The latter mile or so is a road less traveled. At that point he began to worry that I was following him to his place of work, presumably to pound on him a bit. Since I was never that angry in the first place and was past the incident, I didn’t realize his concern until he made a sudden left turn (through oncoming traffic) into an industrial parking lot and then quickly looked back to see if I had turned as well. The panicked look on his face set me to laughing. I even saw him in my rear-view mirror inch past the shrubs to check that I had really left.

I never intended to intimidate the dingleberry into changing his behavior. Nor do I think that his momentary fear this morning is sufficient impetus to cause him to drive more safely. But I do know that he pulled a high APF this morning. So I feel like I’ve done my duty as a silverback and maybe helped a youngster reign himself in before getting others or himself harmed.

The Shiner
8 December, 2007

While Christmas shopping the other day my cashier was a cute, red-haired lass … with a massive black eye. You don’t really expect a shiner in the service industry. Maybe at Team Quest, but not at a consumer electronics store.

Not only is it unexpected, but it’s kind of awkward, too. As brawling is more of a male pastime, a gal with a shiner is more likely to be punched than to do the punching. So you’re concerned that she might be the victim of domestic abuse.

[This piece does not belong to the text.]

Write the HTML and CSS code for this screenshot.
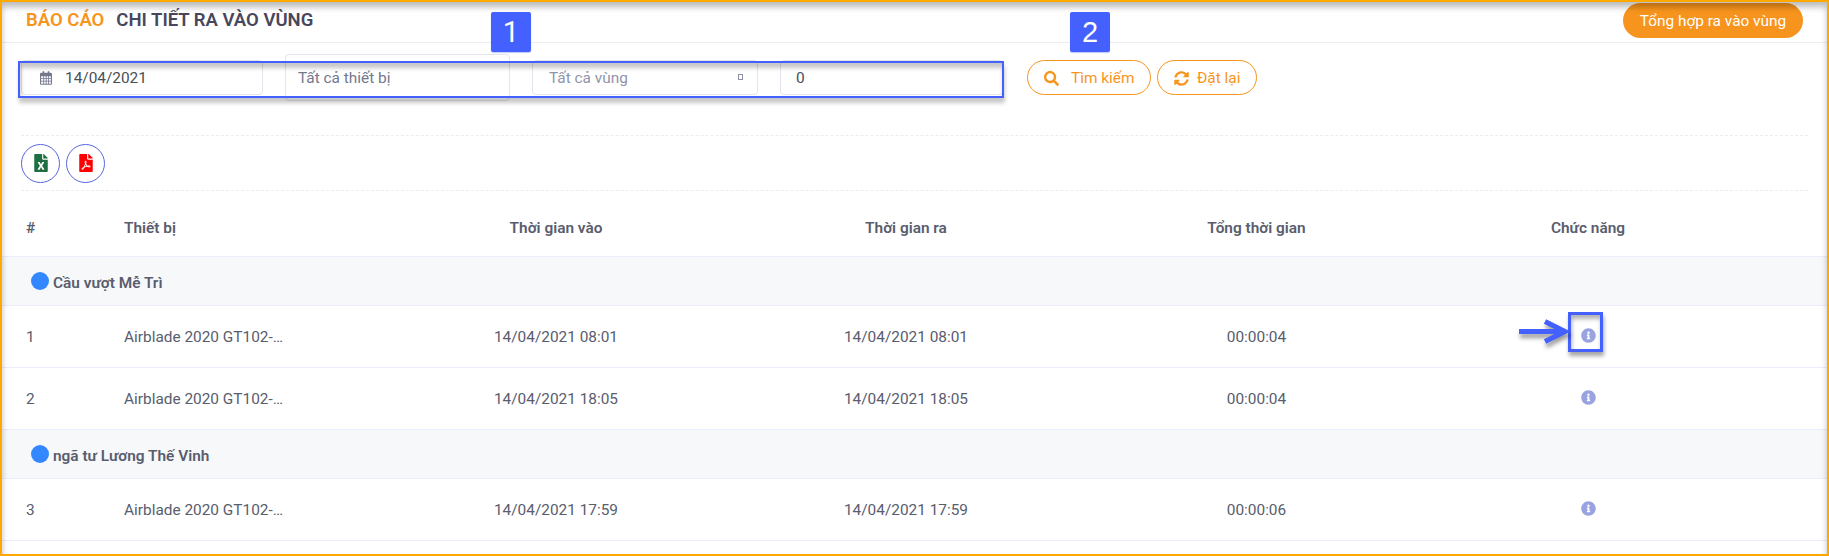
FILE: index.html
```html
<!DOCTYPE html>
<html lang="vi">
<head>
<meta charset="utf-8">
<title>Chi tiết ra vào vùng</title>
<link rel="stylesheet" href="styles.css">
</head>
<body>
<svg class="defs" aria-hidden="true">
  <symbol id="info" viewBox="0 0 512 512"><path fill="currentColor" d="M256 8C119 8 8 119 8 256s111 248 248 248 248-111 248-248S393 8 256 8zm0 110a42 42 0 1 1 0 84 42 42 0 0 1 0-84zm56 254c0 7-5 12-12 12h-88c-7 0-12-5-12-12v-24c0-7 5-12 12-12h12v-64h-12c-7 0-12-5-12-12v-24c0-7 5-12 12-12h64c7 0 12 5 12 12v100h12c7 0 12 5 12 12z"/></symbol>
</svg>
<div class="page">
  <header class="head">
    <h1 class="title"><span class="title-main">BÁO CÁO</span><span class="title-sub">CHI TIẾT RA VÀO VÙNG</span></h1>
    <a class="summary">Tổng hợp ra vào vùng</a>
  </header>
  <section class="filters">
    <div class="field date">
      <svg class="cal" viewBox="0 0 448 512"><path fill="currentColor" fill-rule="evenodd" d="M48 64h48V12q0-12 12-12h40q12 0 12 12v52h128V12q0-12 12-12h40q12 0 12 12v52h48q48 0 48 48v352q0 48-48 48H48q-48 0-48-48V112q0-48 48-48zM42 192v72h80v-72zm112 0v72h60v-72zm92 0v72h60v-72zm92 0v72h68v-72zM42 294v66h80v-66zm112 0v66h60v-66zm92 0v66h60v-66zm92 0v66h68v-66zM42 390v76h80v-76zm112 0v76h60v-76zm92 0v76h60v-76zm92 0v76h68v-76z"/></svg>
      <span>14/04/2021</span>
    </div>
    <div class="field device">Tất cả thiết bị</div>
    <div class="field zone"><span>Tất cả vùng</span><i class="caret"></i></div>
    <div class="field count">0</div>
    <div class="buttons">
      <a class="btn search"><svg class="ico" viewBox="0 0 512 512"><path fill="currentColor" d="M505 442.700L405.300 343c-4.500-4.500-10.600-7-17-7H372c27.600-35.300 44-79.700 44-128C416 93.100 322.900 0 208 0S0 93.100 0 208s93.100 208 208 208c48.300 0 92.700-16.400 128-44v16.300c0 6.400 2.500 12.500 7 17l99.700 99.700c9.400 9.400 24.600 9.400 33.900 0l28.300-28.300c9.400-9.400 9.400-24.600.1-34zM208 336c-70.700 0-128-57.200-128-128 0-70.700 57.200-128 128-128 70.700 0 128 57.200 128 128 0 70.700-57.200 128-128 128z"/></svg>Tìm kiếm</a>
      <a class="btn reset"><svg class="ico" viewBox="0 0 512 512"><path fill="currentColor" d="M370.720 133.280C339.458 104.008 298.888 87.962 255.848 88c-77.458.068-144.328 53.178-162.791 126.850-1.344 5.363-6.122 9.150-11.651 9.150H24.103c-7.498 0-13.194-6.807-11.807-14.176C33.933 94.924 134.813 8 256 8c66.448 0 126.791 26.136 171.315 68.685L463.030 40.970C478.149 25.851 504 36.559 504 57.941V192c0 13.255-10.745 24-24 24H345.941c-21.382 0-32.090-25.851-16.971-40.971l41.750-41.749zM32 296h134.059c21.382 0 32.090 25.851 16.971 40.971l-41.750 41.750c31.262 29.273 71.835 45.319 114.876 45.280 77.418-.070 144.315-53.144 162.787-126.849 1.344-5.363 6.122-9.150 11.651-9.150h57.304c7.498 0 13.194 6.807 11.807 14.176C478.067 417.076 377.187 504 256 504c-66.448 0-126.791-26.136-171.315-68.685L48.970 471.030C33.851 486.149 8 475.441 8 454.059V320c0-13.255 10.745-24 24-24z"/></svg>Đặt lại</a>
    </div>
  </section>
  <section class="exports">
    <a class="round excel"><svg viewBox="0 0 384 512"><path fill="currentColor" d="M224 136V0H24C10.700 0 0 10.700 0 24v464c0 13.300 10.700 24 24 24h336c13.300 0 24-10.700 24-24V160H248c-13.200 0-24-10.800-24-24zm60.100 106.500L224 336l60.100 93.500c5.100 8-.6 18.500-10.100 18.500h-34.900c-4.400 0-8.500-2.400-10.600-6.300C208.900 405.500 192 373 192 373c-6.400 14.800-10 20-36.600 68.800-2.100 3.900-6.100 6.300-10.500 6.300H110c-9.500 0-15.200-10.500-10.100-18.500l60.300-93.500-60.300-93.500c-5.200-8 .6-18.500 10.100-18.500h34.800c4.400 0 8.500 2.400 10.600 6.300 26.100 48.800 20 33.600 36.600 68.500 0 0 6.100-11.700 36.600-68.500 2.100-3.900 6.200-6.300 10.600-6.300H274c9.500-.1 15.200 10.400 10.100 18.400zM384 121.900v6.100H256V0h6.100c6.400 0 12.500 2.500 17 7l97.900 98c4.500 4.500 7 10.600 7 16.900z"/></svg></a>
    <a class="round pdf"><svg viewBox="0 0 384 512"><path fill="currentColor" d="M181.900 256.100c-5-16-4.900-46.900-2-46.900 8.400 0 7.600 36.900 2 46.900zm-1.700 47.200c-7.700 20.200-17.300 43.300-28.400 62.700 18.300-7 39-17.200 62.900-21.900-12.700-9.600-24.900-23.400-34.500-40.800zM86.100 428.100c0 .8 13.200-5.400 34.900-40.200-6.700 6.300-29.100 24.500-34.900 40.200zM248 160h136v328c0 13.300-10.700 24-24 24H24c-13.300 0-24-10.700-24-24V24C0 10.700 10.700 0 24 0h200v136c0 13.200 10.800 24 24 24zm-8 171.800c-20-12.200-33.300-29-42.700-53.800 4.500-18.500 11.600-46.600 6.200-64.200-4.700-29.400-42.400-26.500-47.800-6.800-5 18.300-.4 44.100 8.100 77-11.600 27.600-28.700 64.600-40.800 85.800-.1 0-.1.100-.2.100-27.100 13.900-73.600 44.500-54.500 68 5.600 6.900 16 10 21.500 10 17.900 0 35.700-18 61.100-61.800 25.800-8.500 54.100-19.100 79-23.200 21.700 11.800 47.100 19.500 64 19.500 29.200 0 31.200-32 19.700-43.400-13.900-13.600-54.300-9.700-73.600-7.200zM377 105L279 7c-4.500-4.500-10.600-7-17-7h-6v128h128v-6.100c0-6.300-2.500-12.400-7-16.900zm-74.100 255.300c4.100-2.700-2.500-11.900-42.800-9 37.100 15.800 42.800 9 42.800 9z"/></svg></a>
  </section>
  <section class="table">
    <div class="row thead"><span>#</span><span>Thiết bị</span><span class="c">Thời gian vào</span><span class="c">Thời gian ra</span><span class="c">Tổng thời gian</span><span class="c">Chức năng</span></div>
    <div class="group"><i class="dot"></i>Cầu vượt Mễ Trì</div>
    <div class="row"><span>1</span><span>Airblade 2020 GT102-…</span><span class="c">14/04/2021 08:01</span><span class="c">14/04/2021 08:01</span><span class="c">00:00:04</span><span class="c"><svg class="info"><use href="#info"/></svg></span></div>
    <div class="row"><span>2</span><span>Airblade 2020 GT102-…</span><span class="c">14/04/2021 18:05</span><span class="c">14/04/2021 18:05</span><span class="c">00:00:04</span><span class="c"><svg class="info"><use href="#info"/></svg></span></div>
    <div class="group"><i class="dot"></i>ngã tư Lương Thế Vinh</div>
    <div class="row"><span>3</span><span>Airblade 2020 GT102-…</span><span class="c">14/04/2021 17:59</span><span class="c">14/04/2021 17:59</span><span class="c">00:00:06</span><span class="c"><svg class="info"><use href="#info"/></svg></span></div>
  </section>
  <div class="frame"></div>
  <div class="mark mark-filters"></div>
  <div class="mark mark-info"></div>
  <svg class="arrow" viewBox="0 0 56 30"><path d="M1 15.500H46M27 5.500L47 15.500L27 25.500" fill="none" stroke="#4460ff" stroke-width="5"/><path d="M37 10L51 15.500L37 21z" fill="#4460ff"/></svg>
  <b class="step step-1">1</b>
  <b class="step step-2">2</b>
</div>
</body>
</html>
```
FILE: styles.css
```css
* { box-sizing: border-box; }
body {
  margin: 0;
  background: #fff;
  color: #595d6e;
  font: 400 15.4px/20px Roboto, sans-serif;
}
.defs { position: absolute; width: 0; height: 0; }
.page {
  position: relative;
  width: 1829px;
  height: 556px;
  overflow: hidden;
}

.head {
  display: flex;
  justify-content: space-between;
  align-items: flex-start;
  height: 43px;
  padding: 3px 26px 0 26px;
  border-bottom: 1px solid #ebedf0;
}
.title {
  display: flex;
  gap: 12px;
  margin: 6px 0 0;
  font-size: 18.5px;
  line-height: 22px;
  font-weight: 600;
  color: #48465b;
}
.title-main { color: #f7941d; }
.summary {
  width: 180px;
  height: 35px;
  border-radius: 18px;
  background: #f7941d;
  color: #fff;
  line-height: 36px;
  text-align: center;
}

.filters {
  display: flex;
  align-items: center;
  height: 92px;
  padding: 0 20px 23px 21px;
}
.field {
  display: flex;
  align-items: center;
  height: 35px;
  padding: 1px 15px 0;
  border: 1px solid #e2e5ec;
  border-radius: 4px;
  color: #495057;
}
.date { width: 242px; margin-right: 22px; padding-left: 18px; gap: 13px; }
.cal { width: 12px; height: 14px; color: #74788d; }
.device { width: 225px; height: 47px; margin-right: 22px; padding-left: 12px; color: #74788d; }
.zone { width: 226px; margin-right: 22px; justify-content: space-between; color: #9194a9; padding-left: 16px; padding-right: 14px; }
.caret { width: 5px; height: 6px; margin-top: -2px; border: 1px solid #8d90a5; }
.count { width: 224px; }
.buttons { display: flex; gap: 6px; margin-left: 23px; }
.btn {
  display: flex;
  align-items: center;
  height: 35px;
  padding-top: 1px;
  border: 1px solid #f7941d;
  border-radius: 18px;
  color: #f7941d;
}
.ico { width: 15px; height: 15px; }
.search { width: 124px; padding-left: 16px; gap: 12px; }
.reset { width: 100px; padding-left: 16px; gap: 8px; }

.exports {
  display: flex;
  align-items: center;
  gap: 6px;
  height: 56px;
  margin: 0 21px;
  border: dashed #ebedf2;
  border-width: 1px 0;
}
.round {
  display: flex;
  align-items: center;
  justify-content: center;
  width: 39px;
  height: 39px;
  border: 1px solid #5867dd;
  border-radius: 50%;
}
.round svg { width: 14px; height: 18px; }
.excel { color: #1d6f42; }
.pdf { color: #f00; }

.row {
  display: grid;
  grid-template-columns: 98px 257px 350px 350px 351px 312px;
  align-items: center;
  height: 62px;
  padding-left: 26px;
  border-bottom: 1px solid #ebedff;
}
.thead { height: 66px; font-weight: 600; padding-top: 9px; }
.c { text-align: center; }
.group {
  display: flex;
  align-items: center;
  gap: 4px;
  height: 49px;
  padding: 4px 0 0 31px;
  border-bottom: 1px solid #ebedff;
  background: #f7f8fa;
  font-weight: 600;
}
.dot { width: 18px; height: 18px; margin-top: -4px; border-radius: 50%; background: #3388ff; }
.info { display: inline-block; width: 15px; height: 15px; color: #99a3e0; vertical-align: middle; margin-top: -3px; }

.frame {
  position: absolute;
  inset: 0;
  border: 2px solid #ffa800;
  box-shadow: inset 0 5px 6px rgba(0, 0, 0, .27);
}
.mark { position: absolute; border: 2px solid #4460ff; }
.mark-filters {
  left: 18px;
  top: 61px;
  width: 986px;
  height: 37px;
  box-shadow: 1px 5px 4px rgba(0, 0, 0, .22), inset 1px 5px 4px rgba(0, 0, 0, .22);
}
.mark-info {
  left: 1568px;
  top: 312px;
  width: 35px;
  height: 40px;
  border-width: 3px;
  box-shadow: 1px 4px 4px rgba(0, 0, 0, .35), inset 1px 4px 4px rgba(0, 0, 0, .3);
}
.arrow {
  position: absolute;
  left: 1518px;
  top: 316px;
  width: 56px;
  height: 30px;
  overflow: visible;
  filter: drop-shadow(1px 4px 2px rgba(0, 0, 0, .4));
}
.step {
  position: absolute;
  top: 12px;
  width: 40px;
  height: 40px;
  border-radius: 2px;
  background: #4460ff;
  box-shadow: 0 1px 1px rgba(68, 96, 255, .35);
  color: #fff;
  font: 400 29px/41px "Liberation Sans", Arial, sans-serif;
  text-align: center;
}
.step-1 { left: 491px; font-family: Roboto, sans-serif; }
.step-2 { left: 1070px; }
```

On the other hand, her business isn’t really my business. She didn’t whisper a plea for help, slide me a note with the receipt saying she was being held against her will, or even try to communicate only with crazy eyebrows so her captors wouldn’t see. If anything, she seemed like she didn’t want to talk about the black eye.

In the end, I said nothing about the eye. I thought it was the appropriate, polite approach. But maybe I was wrong. I don’t know.

It’s Politeness, not Fitness
5 November, 2007

This morning I got to the exterior door to the building at the same time as a female coworker. Having been raised by Southerners, I held the door and let her go first. We both work on the fourth floor. I take the stairs, not because I feel I ought but because I can. She elected to use the stairs as well.

The interesting thing about stairs is that the standard riser height combined with the standard interpersonal distance places the trailing person about three feet behind and three feet below the leading person. In other words, eyes at ass-level.

Because of this, I leave extra distance between myself and anyone that I think might be uncomfortable with the notion of my eyes directly behind their ass. This is not to say that I would or would not look at said coworker’s ass, merely that it’s a courtesy I extend to those as might appreciate it. Since she was climbing the stairs more slowly than I normally hit the stairs, I had to dawdle a bit to keep my interval.

As we reached the fourth floor, she opened and held the door. I thought she was trying to return the favor from the first floor. That is, until she exhorted, “You can do it!”.

Sorry, sweet cheeks. It’s not that I’m too unfit to climb the stairs any faster. It’s that I’m polite enough to not bury my nose between your ass cheeks on the way up.